L’ensemble de ces travaux, de ces vidéos, de ces textes, de ces performances constitue le travail de thèse.
L’étude de ces lieux, de ces pratiques, de ces imaginaires, de ces mécanismes et de ces stratégies ouvre donc un nouveau champs des possibles, tant par la manière de mener une recherche que par celle d’envisager l’incorporation de ces richesses dans le travail de l’architecte, de l’urbaniste ou du designer. Ces lieux nous apprennent comment un travail de couture très délicat pourrait se déployer, entre le public et l’intime, entre les fantasmes et la réalité… Ils nous montrent l’importance d’être dans une posture de proposition et non dans l’injonction, ils nous amènent vers de nouveaux imaginaires.
J’ai essayé de vous présenter rapidement les richesses de ces lieux, ce qu’ils nous apprennent et comment ils permettent d’envisager d’autres manières de faire.

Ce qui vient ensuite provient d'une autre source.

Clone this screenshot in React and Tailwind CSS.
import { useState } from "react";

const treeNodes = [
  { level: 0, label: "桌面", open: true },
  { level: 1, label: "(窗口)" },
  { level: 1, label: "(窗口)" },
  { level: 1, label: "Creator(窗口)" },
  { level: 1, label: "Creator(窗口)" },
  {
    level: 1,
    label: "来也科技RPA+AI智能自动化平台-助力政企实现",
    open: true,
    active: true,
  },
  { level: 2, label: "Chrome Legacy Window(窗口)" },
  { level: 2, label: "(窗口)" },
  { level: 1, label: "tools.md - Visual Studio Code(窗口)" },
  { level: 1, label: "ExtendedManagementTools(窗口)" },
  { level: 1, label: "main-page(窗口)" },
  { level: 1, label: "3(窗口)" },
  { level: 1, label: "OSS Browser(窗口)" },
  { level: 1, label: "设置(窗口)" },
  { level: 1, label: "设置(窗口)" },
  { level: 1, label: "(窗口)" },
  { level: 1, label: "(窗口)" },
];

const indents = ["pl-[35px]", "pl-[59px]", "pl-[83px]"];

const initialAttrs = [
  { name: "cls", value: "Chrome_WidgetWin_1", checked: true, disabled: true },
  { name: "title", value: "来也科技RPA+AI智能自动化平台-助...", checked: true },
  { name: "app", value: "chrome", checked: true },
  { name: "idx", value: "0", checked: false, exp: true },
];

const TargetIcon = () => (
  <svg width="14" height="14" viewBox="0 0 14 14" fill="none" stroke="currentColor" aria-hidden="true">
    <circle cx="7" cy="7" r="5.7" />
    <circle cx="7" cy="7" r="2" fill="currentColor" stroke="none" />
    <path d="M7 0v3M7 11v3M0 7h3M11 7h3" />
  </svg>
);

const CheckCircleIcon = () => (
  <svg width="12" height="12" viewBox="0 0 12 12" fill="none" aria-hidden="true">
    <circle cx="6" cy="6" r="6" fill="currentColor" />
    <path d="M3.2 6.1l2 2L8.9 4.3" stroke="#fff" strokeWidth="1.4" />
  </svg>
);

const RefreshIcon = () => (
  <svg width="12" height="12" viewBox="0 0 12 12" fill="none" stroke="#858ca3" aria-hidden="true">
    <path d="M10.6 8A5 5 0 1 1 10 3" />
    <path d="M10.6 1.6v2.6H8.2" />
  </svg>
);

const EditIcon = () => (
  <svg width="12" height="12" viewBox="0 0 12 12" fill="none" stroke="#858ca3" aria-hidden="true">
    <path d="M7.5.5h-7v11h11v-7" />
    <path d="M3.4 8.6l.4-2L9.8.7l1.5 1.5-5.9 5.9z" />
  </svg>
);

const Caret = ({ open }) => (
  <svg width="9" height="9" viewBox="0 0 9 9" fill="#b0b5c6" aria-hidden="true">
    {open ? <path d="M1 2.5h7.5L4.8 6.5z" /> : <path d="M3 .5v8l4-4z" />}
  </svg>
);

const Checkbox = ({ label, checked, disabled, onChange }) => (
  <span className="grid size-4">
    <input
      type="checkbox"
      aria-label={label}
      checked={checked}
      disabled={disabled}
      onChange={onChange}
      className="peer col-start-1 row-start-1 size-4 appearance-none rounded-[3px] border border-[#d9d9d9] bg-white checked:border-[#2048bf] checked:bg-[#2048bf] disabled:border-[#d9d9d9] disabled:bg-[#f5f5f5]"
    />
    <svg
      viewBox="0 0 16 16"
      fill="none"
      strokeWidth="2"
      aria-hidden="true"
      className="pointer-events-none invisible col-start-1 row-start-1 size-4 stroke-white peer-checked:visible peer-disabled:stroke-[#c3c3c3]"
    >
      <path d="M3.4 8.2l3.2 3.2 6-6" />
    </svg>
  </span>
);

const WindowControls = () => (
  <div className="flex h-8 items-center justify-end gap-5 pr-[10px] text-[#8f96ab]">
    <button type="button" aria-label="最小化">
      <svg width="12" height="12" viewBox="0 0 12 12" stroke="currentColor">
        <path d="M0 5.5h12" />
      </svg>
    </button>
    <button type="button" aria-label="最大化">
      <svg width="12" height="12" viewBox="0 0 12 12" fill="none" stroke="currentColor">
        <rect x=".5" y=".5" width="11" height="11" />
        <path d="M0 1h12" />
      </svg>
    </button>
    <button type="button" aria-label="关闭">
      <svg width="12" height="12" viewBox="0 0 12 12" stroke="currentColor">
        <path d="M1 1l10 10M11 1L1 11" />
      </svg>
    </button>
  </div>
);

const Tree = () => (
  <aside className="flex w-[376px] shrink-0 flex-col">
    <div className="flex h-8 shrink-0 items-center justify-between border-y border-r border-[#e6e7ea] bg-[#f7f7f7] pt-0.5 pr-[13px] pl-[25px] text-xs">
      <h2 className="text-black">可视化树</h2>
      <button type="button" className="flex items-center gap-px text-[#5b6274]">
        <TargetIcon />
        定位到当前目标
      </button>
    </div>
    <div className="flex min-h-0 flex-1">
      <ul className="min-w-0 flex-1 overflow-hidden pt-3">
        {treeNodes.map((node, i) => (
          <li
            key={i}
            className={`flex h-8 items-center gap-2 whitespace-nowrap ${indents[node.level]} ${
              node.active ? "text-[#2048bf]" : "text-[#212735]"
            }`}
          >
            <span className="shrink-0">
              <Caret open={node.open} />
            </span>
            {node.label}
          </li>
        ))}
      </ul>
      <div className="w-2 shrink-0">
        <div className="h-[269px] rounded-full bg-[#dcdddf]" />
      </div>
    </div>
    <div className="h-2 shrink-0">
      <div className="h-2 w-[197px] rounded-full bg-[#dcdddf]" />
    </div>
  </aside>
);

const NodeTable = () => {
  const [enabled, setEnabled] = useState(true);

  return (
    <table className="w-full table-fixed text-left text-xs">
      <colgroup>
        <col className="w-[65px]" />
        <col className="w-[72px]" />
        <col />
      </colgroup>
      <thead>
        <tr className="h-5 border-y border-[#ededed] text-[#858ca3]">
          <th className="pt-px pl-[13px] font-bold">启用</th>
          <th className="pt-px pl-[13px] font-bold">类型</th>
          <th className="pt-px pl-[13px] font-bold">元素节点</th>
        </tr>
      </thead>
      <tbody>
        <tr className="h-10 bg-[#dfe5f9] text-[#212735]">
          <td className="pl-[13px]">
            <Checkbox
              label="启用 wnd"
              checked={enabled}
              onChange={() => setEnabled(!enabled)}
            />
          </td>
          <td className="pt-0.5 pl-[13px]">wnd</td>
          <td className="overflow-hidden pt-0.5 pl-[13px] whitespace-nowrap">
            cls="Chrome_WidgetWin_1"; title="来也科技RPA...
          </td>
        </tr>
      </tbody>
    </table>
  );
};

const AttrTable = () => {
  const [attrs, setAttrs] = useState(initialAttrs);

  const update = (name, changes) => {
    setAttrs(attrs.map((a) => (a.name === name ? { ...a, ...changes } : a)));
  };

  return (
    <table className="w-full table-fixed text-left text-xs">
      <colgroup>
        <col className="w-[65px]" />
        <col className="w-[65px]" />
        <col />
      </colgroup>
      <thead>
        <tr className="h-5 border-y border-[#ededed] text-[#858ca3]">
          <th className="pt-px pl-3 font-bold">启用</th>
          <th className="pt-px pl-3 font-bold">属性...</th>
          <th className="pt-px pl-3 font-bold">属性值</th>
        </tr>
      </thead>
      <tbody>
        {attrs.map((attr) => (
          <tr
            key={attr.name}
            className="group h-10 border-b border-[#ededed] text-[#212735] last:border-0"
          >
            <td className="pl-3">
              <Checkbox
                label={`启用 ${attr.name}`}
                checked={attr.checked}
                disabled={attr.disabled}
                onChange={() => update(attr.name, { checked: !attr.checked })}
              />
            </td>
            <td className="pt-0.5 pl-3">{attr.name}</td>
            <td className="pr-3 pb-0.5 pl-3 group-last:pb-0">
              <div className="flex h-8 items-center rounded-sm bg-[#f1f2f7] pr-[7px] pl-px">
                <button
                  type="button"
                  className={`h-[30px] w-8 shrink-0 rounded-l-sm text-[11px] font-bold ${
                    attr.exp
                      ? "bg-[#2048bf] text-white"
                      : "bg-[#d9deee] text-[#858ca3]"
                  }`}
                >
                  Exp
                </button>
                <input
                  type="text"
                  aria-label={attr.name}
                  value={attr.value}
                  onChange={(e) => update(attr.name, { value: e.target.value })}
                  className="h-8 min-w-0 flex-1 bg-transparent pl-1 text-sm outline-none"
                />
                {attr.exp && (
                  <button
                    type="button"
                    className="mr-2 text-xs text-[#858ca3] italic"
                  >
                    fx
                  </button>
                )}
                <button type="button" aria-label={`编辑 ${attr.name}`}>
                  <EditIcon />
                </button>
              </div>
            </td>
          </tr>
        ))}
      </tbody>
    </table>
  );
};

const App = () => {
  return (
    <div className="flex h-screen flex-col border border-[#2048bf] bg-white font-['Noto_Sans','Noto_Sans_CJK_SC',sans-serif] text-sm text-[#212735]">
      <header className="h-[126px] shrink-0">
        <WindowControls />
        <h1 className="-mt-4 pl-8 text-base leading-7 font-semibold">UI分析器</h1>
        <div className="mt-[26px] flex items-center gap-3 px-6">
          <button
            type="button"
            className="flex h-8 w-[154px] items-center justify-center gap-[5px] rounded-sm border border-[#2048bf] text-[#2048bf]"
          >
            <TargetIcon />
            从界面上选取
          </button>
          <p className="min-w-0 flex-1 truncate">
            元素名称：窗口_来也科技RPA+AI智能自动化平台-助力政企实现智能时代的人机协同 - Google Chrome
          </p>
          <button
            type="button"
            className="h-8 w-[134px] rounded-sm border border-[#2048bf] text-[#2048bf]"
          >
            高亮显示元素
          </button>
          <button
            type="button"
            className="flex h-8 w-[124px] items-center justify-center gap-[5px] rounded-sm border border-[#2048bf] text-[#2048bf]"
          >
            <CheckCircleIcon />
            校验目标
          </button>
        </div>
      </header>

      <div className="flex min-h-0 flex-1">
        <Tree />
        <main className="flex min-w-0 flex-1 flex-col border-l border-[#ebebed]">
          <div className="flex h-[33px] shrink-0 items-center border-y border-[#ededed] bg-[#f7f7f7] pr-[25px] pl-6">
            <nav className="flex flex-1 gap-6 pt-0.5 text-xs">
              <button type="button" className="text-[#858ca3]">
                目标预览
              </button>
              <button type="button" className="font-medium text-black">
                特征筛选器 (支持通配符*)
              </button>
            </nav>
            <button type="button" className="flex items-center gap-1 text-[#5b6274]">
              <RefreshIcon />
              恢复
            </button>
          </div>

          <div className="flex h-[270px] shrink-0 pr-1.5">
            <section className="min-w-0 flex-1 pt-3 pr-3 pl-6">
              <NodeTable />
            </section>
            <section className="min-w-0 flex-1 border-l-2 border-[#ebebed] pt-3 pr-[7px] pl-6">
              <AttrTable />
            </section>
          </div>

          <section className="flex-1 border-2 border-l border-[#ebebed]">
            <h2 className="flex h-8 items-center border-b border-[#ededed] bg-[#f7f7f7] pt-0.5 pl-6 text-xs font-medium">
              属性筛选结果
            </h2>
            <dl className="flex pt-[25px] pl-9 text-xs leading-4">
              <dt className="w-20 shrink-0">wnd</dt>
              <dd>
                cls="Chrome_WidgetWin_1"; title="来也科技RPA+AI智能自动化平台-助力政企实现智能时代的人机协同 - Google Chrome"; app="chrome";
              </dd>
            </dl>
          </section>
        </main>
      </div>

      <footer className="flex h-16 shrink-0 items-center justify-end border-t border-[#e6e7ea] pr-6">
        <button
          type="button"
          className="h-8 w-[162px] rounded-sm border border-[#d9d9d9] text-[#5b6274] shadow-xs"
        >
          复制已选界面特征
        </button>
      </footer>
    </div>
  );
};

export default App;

Demeurent cependant des stéréotypes et des résistances. Le thème de la sexualité n’est pas abordé dans les programmesd’aménagement, en architecture ou dans les discours du « faire la ville ». Il reste marginal, voire risible. On pense aux sports, aux plaisirs gustatifs, aux bécautages, à l’ivresse même, mais la sexualité interdit instantanément toute discussion. On est alors en droit de se demander pourquoi, dans ce type d’aménagement, la sexualité ne constitue pas un champs de réflexion à part entière ?
Adrien Le Bot.
https://www.adrienlebot.com
Instragram : @adrien_le_bot
[1] Le plus illustre des ces lieux hyper-urbain serait peut-être le dédale de chemins secrets qu’abritent les grandes haies du jardin des tuileries à Paris. Le lieu de drague profite de l’espace qu’offre l’intérieur de ces haies pour se déployer comme un labyrinthe.
[2] Des sous-vêtements peuvent par exemple être accrochés au bout de branches pour indiquer les entrées, des mots peuvent être laissés pour indiquer des pratiques ou des heures de rendez-vous.